* **DATA SEGMENT**:
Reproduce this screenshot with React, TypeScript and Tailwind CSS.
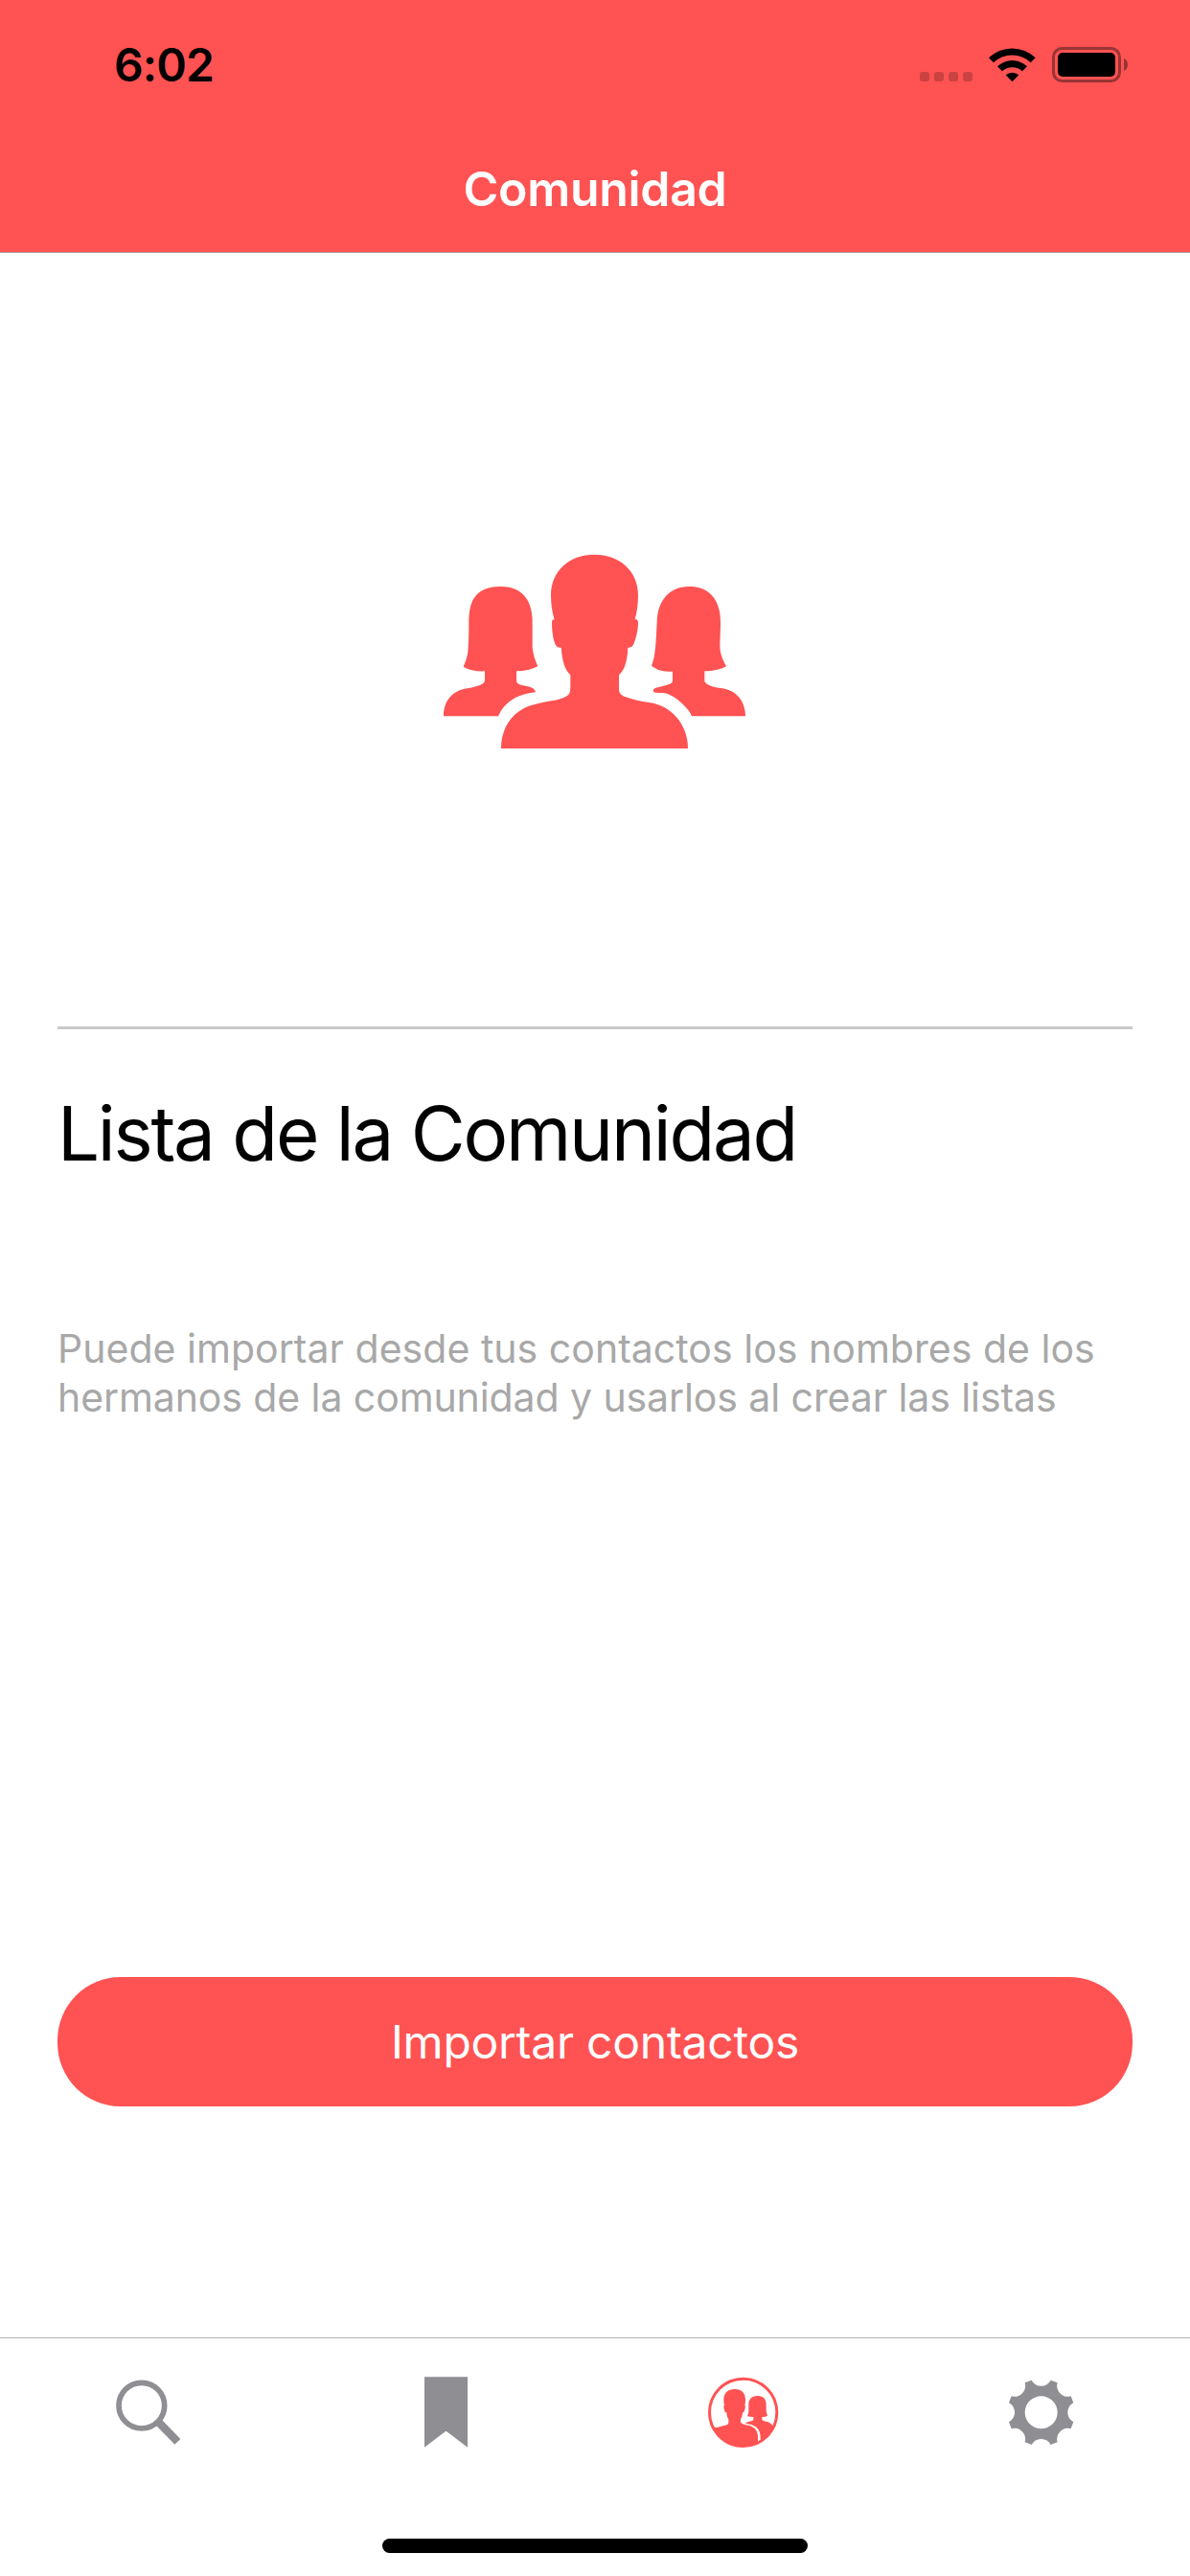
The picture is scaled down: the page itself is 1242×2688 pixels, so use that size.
function SignalDots() {
  return (
    <svg className="h-10 w-[70px]" viewBox="60 51 210 120" fill="#cb4242">
      <rect x="60" y="135" width="30" height="30" rx="9" />
      <rect x="105" y="135" width="30" height="30" rx="9" />
      <rect x="150" y="135" width="30" height="30" rx="9" />
      <rect x="195" y="135" width="30" height="30" rx="9" />
    </svg>
  );
}

function WifiIcon() {
  return (
    <svg className="h-10 w-[60px]" viewBox="270 51 180 120">
      <path d="M276 91A105 105 0 0 1 422 91L407 106A84 84 0 0 0 291 106Z" />
      <path d="M303 118A67 67 0 0 1 396 118L381 133A46 46 0 0 0 318 133Z" />
      <path d="M329 145A30 30 0 0 1 370 145L349.500 166Z" />
    </svg>
  );
}

function BatteryIcon() {
  return (
    <svg className="h-10 w-[90px]" viewBox="450 51 270 120">
      <rect x="478.500" y="61.500" width="207" height="102" rx="27" fill="none" stroke="#993434" strokeWidth="9" />
      <rect x="492" y="75" width="180" height="75" rx="15" />
      <path d="M699 92C715 99 715 125 699 132Z" fill="#993434" />
    </svg>
  );
}

function CommunityArt() {
  return (
    <svg className="h-60 w-90" viewBox="3 0 1080 720" fill="#ff5252">
      <path d="M541 56C620 56 678 108 678 182C678 212 674 238 668 259C675 257 678 262 678 270C678 292 672 316 666 331C662 344 656 348 646 347C645 372 641 396 634 411C629 421 624 427 618 433V477C618 491 626 497 639 502C664 511 690 516 716 520C786 531 834 591 834 663H249C249 591 292 540 352 526C376 519 397 514 418 512C434 509 450 504 459 496C465 490 466 483 466 468V433C459 426 453 417 449 408C442 391 439 370 437 347C427 349 421 344 417 333C411 317 408 293 408 268C408 261 411 258 416 260C409 238 405 212 405 184C405 108 462 56 541 56Z" />
      <path d="M247 156C307 156 336 189 344 234C347 250 347 262 347 280V346C349 369 356 388 364 406C346 415 324 421 297 421V450C297 464 312 464 333 469C347 473 356 478 357 487C312 491 273 509 250 543C246 549 243 556 240 562H69C69 514 97 481 143 475C162 471 180 467 190 461C197 457 198 453 198 445V421C170 422 149 418 131 407C137 393 143 377 145 361C147 340 148 310 148 272C148 246 150 232 153 220C163 178 194 156 247 156Z" />
      <path d="M838 156C891 156 922 185 932 230C936 246 936 262 936 278L934 340C934 366 943 386 954 406C934 416 914 421 886 421V454C893 463 907 471 930 473C982 476 1014 513 1014 562H846C841 548 831 537 818 524C798 505 777 492 757 489C747 488 739 491 727 487C723 480 727 474 740 472C755 467 774 465 784 457C786 455 786 454 786 451V422C760 423 738 419 720 404C723 395 727 384 729 371C734 340 735 306 737 267C739 202 774 156 838 156Z" />
    </svg>
  );
}

function SearchIcon() {
  return (
    <svg className="size-[76px]" viewBox="81 147 228 228" fill="none" stroke="#8e8e93">
      <circle cx="173.500" cy="240.500" r="71.500" strokeWidth="17" />
      <path d="M225 291L286 353.500" strokeWidth="25" />
    </svg>
  );
}

function BookmarkIcon() {
  return (
    <svg className="size-[76px]" viewBox="1011 147 228 228" fill="#8e8e93">
      <path d="M1059 151H1194V371L1126.500 320L1059 371Z" />
    </svg>
  );
}

function CommunityIcon() {
  return (
    <svg className="size-[76px]" viewBox="81 87 228 228" fill="#ff5252">
      <defs>
        <clipPath id="badge">
          <circle cx="197" cy="202" r="108" />
        </clipPath>
      </defs>
      <circle cx="197" cy="202" r="105.500" fill="none" stroke="#ff5252" strokeWidth="9" />
      <g clipPath="url(#badge)">
        <path d="M170 129C193 129 204 143 204 162C204 169 203 175 202 179C205 181 203 192 200 199C199 202 197 202 195 202C195 211 193 218 189 223V231C190 238 201 240 212 242C233 246 243 259 243 280V320H80V258C96 250 110 250 129 245C143 242 151 241 151 234V223C147 218 145 211 145 202C141 203 139 200 138 194C136 187 135 180 138 179C137 174 136 168 136 162C136 143 147 129 170 129Z" />
        <path d="M242 150C261 150 269 161 269 178V193C269 201 271 207 273 212C268 215 263 216 256 216V224C258 229 270 229 278 233C284 236 290 242 294 250V310H251V280C251 256 238 243 217 239C213 238 208 238 204 237C207 231 223 231 229 226V216C221 216 215 215 210 212C213 207 214 201 214 194V178C214 161 223 150 242 150Z" />
      </g>
    </svg>
  );
}

function GearIcon() {
  return (
    <svg className="size-[76px]" viewBox="-119 -115 228 228" fill="#8e8e93" fillRule="evenodd">
      <path d="M-30 -101A34 34 0 0 0 30 -101L51 -93A34 34 0 0 0 93 -51L101 -30A34 34 0 0 0 101 30L93 51A34 34 0 0 0 51 93L30 101A34 34 0 0 0 -30 101L-51 93A34 34 0 0 0 -93 51L-101 30A34 34 0 0 0 -101 -30L-93 -51A34 34 0 0 0 -51 -93ZM0 -51A51 51 0 1 0 0 51A51 51 0 1 0 0 -51Z" />
    </svg>
  );
}

const tabs = [
  { name: "Buscar", Icon: SearchIcon },
  { name: "Listas", Icon: BookmarkIcon },
  { name: "Comunidad", Icon: CommunityIcon },
  { name: "Ajustes", Icon: GearIcon },
];

export default function App() {
  return (
    <div className="flex h-[2688px] w-[1242px] flex-col bg-white font-['Inter',sans-serif] text-black">
      <header className="h-66 border-b border-[#b2a6a6] bg-[#ff5252]">
        <div className="flex h-[167px] items-start justify-between pl-[119px] pr-[62px]">
          <time className="mt-[39px] text-[48px] leading-[58px] font-semibold tracking-[-0.9px]">6:02</time>
          <div className="mt-[47px] flex">
            <SignalDots />
            <WifiIcon />
            <BatteryIcon />
          </div>
        </div>
        <h1 className="text-center text-[50px] leading-[60px] font-semibold tracking-[-0.3px] text-white">Comunidad</h1>
      </header>

      <main className="flex flex-1 flex-col px-15">
        <div className="flex h-[807px] justify-center pt-74">
          <CommunityArt />
        </div>
        <hr className="h-[3px] border-0 bg-[#c9c9c9]" />
        <h2 className="mt-[62px] text-[78px] leading-[94px] tracking-[-2.24px]">Lista de la Comunidad</h2>
        <p className="mt-38 text-[41px] leading-[51px] text-[#a8a8a8]">
          <span className="tracking-[0.03px]">Puede importar desde tus contactos los nombres de los</span>
          <br />
          <span className="tracking-[-0.09px]">hermanos de la comunidad y usarlos al crear las listas</span>
        </p>
        <button className="mt-auto mb-[241px] h-[135px] rounded-[66px] bg-[#ff5252] text-[48px] tracking-[-0.25px] text-white">
          Importar contactos
        </button>
      </main>

      <nav className="flex h-[249px] flex-col items-center justify-between border-t border-[#b2b2b2] bg-white pb-6">
        <div className="flex w-full pt-[39px]">
          {tabs.map(({ name, Icon }) => (
            <div key={name} className="flex w-[310px] justify-center" aria-label={name}>
              <Icon />
            </div>
          ))}
        </div>
        <div className="h-[15px] w-111 rounded-full bg-black" />
      </nav>
    </div>
  );
}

* **WHAT TO DO**: Copy out the data above exactly, except the pictures.

* **CORRECT RESULT**:
Reproduce this screenshot with React, TypeScript and Tailwind CSS.
The picture is scaled down: the page itself is 1242×2688 pixels, so use that size.
function SignalDots() {
  return (
    <svg className="h-10 w-[70px]" viewBox="60 51 210 120" fill="#cb4242">
      <rect x="60" y="135" width="30" height="30" rx="9" />
      <rect x="105" y="135" width="30" height="30" rx="9" />
      <rect x="150" y="135" width="30" height="30" rx="9" />
      <rect x="195" y="135" width="30" height="30" rx="9" />
    </svg>
  );
}

function WifiIcon() {
  return (
    <svg className="h-10 w-[60px]" viewBox="270 51 180 120">
      <path d="M276 91A105 105 0 0 1 422 91L407 106A84 84 0 0 0 291 106Z" />
      <path d="M303 118A67 67 0 0 1 396 118L381 133A46 46 0 0 0 318 133Z" />
      <path d="M329 145A30 30 0 0 1 370 145L349.500 166Z" />
    </svg>
  );
}

function BatteryIcon() {
  return (
    <svg className="h-10 w-[90px]" viewBox="450 51 270 120">
      <rect x="478.500" y="61.500" width="207" height="102" rx="27" fill="none" stroke="#993434" strokeWidth="9" />
      <rect x="492" y="75" width="180" height="75" rx="15" />
      <path d="M699 92C715 99 715 125 699 132Z" fill="#993434" />
    </svg>
  );
}

function CommunityArt() {
  return (
    <svg className="h-60 w-90" viewBox="3 0 1080 720" fill="#ff5252">
      <path d="M541 56C620 56 678 108 678 182C678 212 674 238 668 259C675 257 678 262 678 270C678 292 672 316 666 331C662 344 656 348 646 347C645 372 641 396 634 411C629 421 624 427 618 433V477C618 491 626 497 639 502C664 511 690 516 716 520C786 531 834 591 834 663H249C249 591 292 540 352 526C376 519 397 514 418 512C434 509 450 504 459 496C465 490 466 483 466 468V433C459 426 453 417 449 408C442 391 439 370 437 347C427 349 421 344 417 333C411 317 408 293 408 268C408 261 411 258 416 260C409 238 405 212 405 184C405 108 462 56 541 56Z" />
      <path d="M247 156C307 156 336 189 344 234C347 250 347 262 347 280V346C349 369 356 388 364 406C346 415 324 421 297 421V450C297 464 312 464 333 469C347 473 356 478 357 487C312 491 273 509 250 543C246 549 243 556 240 562H69C69 514 97 481 143 475C162 471 180 467 190 461C197 457 198 453 198 445V421C170 422 149 418 131 407C137 393 143 377 145 361C147 340 148 310 148 272C148 246 150 232 153 220C163 178 194 156 247 156Z" />
      <path d="M838 156C891 156 922 185 932 230C936 246 936 262 936 278L934 340C934 366 943 386 954 406C934 416 914 421 886 421V454C893 463 907 471 930 473C982 476 1014 513 1014 562H846C841 548 831 537 818 524C798 505 777 492 757 489C747 488 739 491 727 487C723 480 727 474 740 472C755 467 774 465 784 457C786 455 786 454 786 451V422C760 423 738 419 720 404C723 395 727 384 729 371C734 340 735 306 737 267C739 202 774 156 838 156Z" />
    </svg>
  );
}

function SearchIcon() {
  return (
    <svg className="size-[76px]" viewBox="81 147 228 228" fill="none" stroke="#8e8e93">
      <circle cx="173.500" cy="240.500" r="71.500" strokeWidth="17" />
      <path d="M225 291L286 353.500" strokeWidth="25" />
    </svg>
  );
}

function BookmarkIcon() {
  return (
    <svg className="size-[76px]" viewBox="1011 147 228 228" fill="#8e8e93">
      <path d="M1059 151H1194V371L1126.500 320L1059 371Z" />
    </svg>
  );
}

function CommunityIcon() {
  return (
    <svg className="size-[76px]" viewBox="81 87 228 228" fill="#ff5252">
      <defs>
        <clipPath id="badge">
          <circle cx="197" cy="202" r="108" />
        </clipPath>
      </defs>
      <circle cx="197" cy="202" r="105.500" fill="none" stroke="#ff5252" strokeWidth="9" />
      <g clipPath="url(#badge)">
        <path d="M170 129C193 129 204 143 204 162C204 169 203 175 202 179C205 181 203 192 200 199C199 202 197 202 195 202C195 211 193 218 189 223V231C190 238 201 240 212 242C233 246 243 259 243 280V320H80V258C96 250 110 250 129 245C143 242 151 241 151 234V223C147 218 145 211 145 202C141 203 139 200 138 194C136 187 135 180 138 179C137 174 136 168 136 162C136 143 147 129 170 129Z" />
        <path d="M242 150C261 150 269 161 269 178V193C269 201 271 207 273 212C268 215 263 216 256 216V224C258 229 270 229 278 233C284 236 290 242 294 250V310H251V280C251 256 238 243 217 239C213 238 208 238 204 237C207 231 223 231 229 226V216C221 216 215 215 210 212C213 207 214 201 214 194V178C214 161 223 150 242 150Z" />
      </g>
    </svg>
  );
}

function GearIcon() {
  return (
    <svg className="size-[76px]" viewBox="-119 -115 228 228" fill="#8e8e93" fillRule="evenodd">
      <path d="M-30 -101A34 34 0 0 0 30 -101L51 -93A34 34 0 0 0 93 -51L101 -30A34 34 0 0 0 101 30L93 51A34 34 0 0 0 51 93L30 101A34 34 0 0 0 -30 101L-51 93A34 34 0 0 0 -93 51L-101 30A34 34 0 0 0 -101 -30L-93 -51A34 34 0 0 0 -51 -93ZM0 -51A51 51 0 1 0 0 51A51 51 0 1 0 0 -51Z" />
    </svg>
  );
}

const tabs = [
  { name: "Buscar", Icon: SearchIcon },
  { name: "Listas", Icon: BookmarkIcon },
  { name: "Comunidad", Icon: CommunityIcon },
  { name: "Ajustes", Icon: GearIcon },
];

export default function App() {
  return (
    <div className="flex h-[2688px] w-[1242px] flex-col bg-white font-['Inter',sans-serif] text-black">
      <header className="h-66 border-b border-[#b2a6a6] bg-[#ff5252]">
        <div className="flex h-[167px] items-start justify-between pl-[119px] pr-[62px]">
          <time className="mt-[39px] text-[48px] leading-[58px] font-semibold tracking-[-0.9px]">6:02</time>
          <div className="mt-[47px] flex">
            <SignalDots />
            <WifiIcon />
            <BatteryIcon />
          </div>
        </div>
        <h1 className="text-center text-[50px] leading-[60px] font-semibold tracking-[-0.3px] text-white">Comunidad</h1>
      </header>

      <main className="flex flex-1 flex-col px-15">
        <div className="flex h-[807px] justify-center pt-74">
          <CommunityArt />
        </div>
        <hr className="h-[3px] border-0 bg-[#c9c9c9]" />
        <h2 className="mt-[62px] text-[78px] leading-[94px] tracking-[-2.24px]">Lista de la Comunidad</h2>
        <p className="mt-38 text-[41px] leading-[51px] text-[#a8a8a8]">
          <span className="tracking-[0.03px]">Puede importar desde tus contactos los nombres de los</span>
          <br />
          <span className="tracking-[-0.09px]">hermanos de la comunidad y usarlos al crear las listas</span>
        </p>
        <button className="mt-auto mb-[241px] h-[135px] rounded-[66px] bg-[#ff5252] text-[48px] tracking-[-0.25px] text-white">
          Importar contactos
        </button>
      </main>

      <nav className="flex h-[249px] flex-col items-center justify-between border-t border-[#b2b2b2] bg-white pb-6">
        <div className="flex w-full pt-[39px]">
          {tabs.map(({ name, Icon }) => (
            <div key={name} className="flex w-[310px] justify-center" aria-label={name}>
              <Icon />
            </div>
          ))}
        </div>
        <div className="h-[15px] w-111 rounded-full bg-black" />
      </nav>
    </div>
  );
}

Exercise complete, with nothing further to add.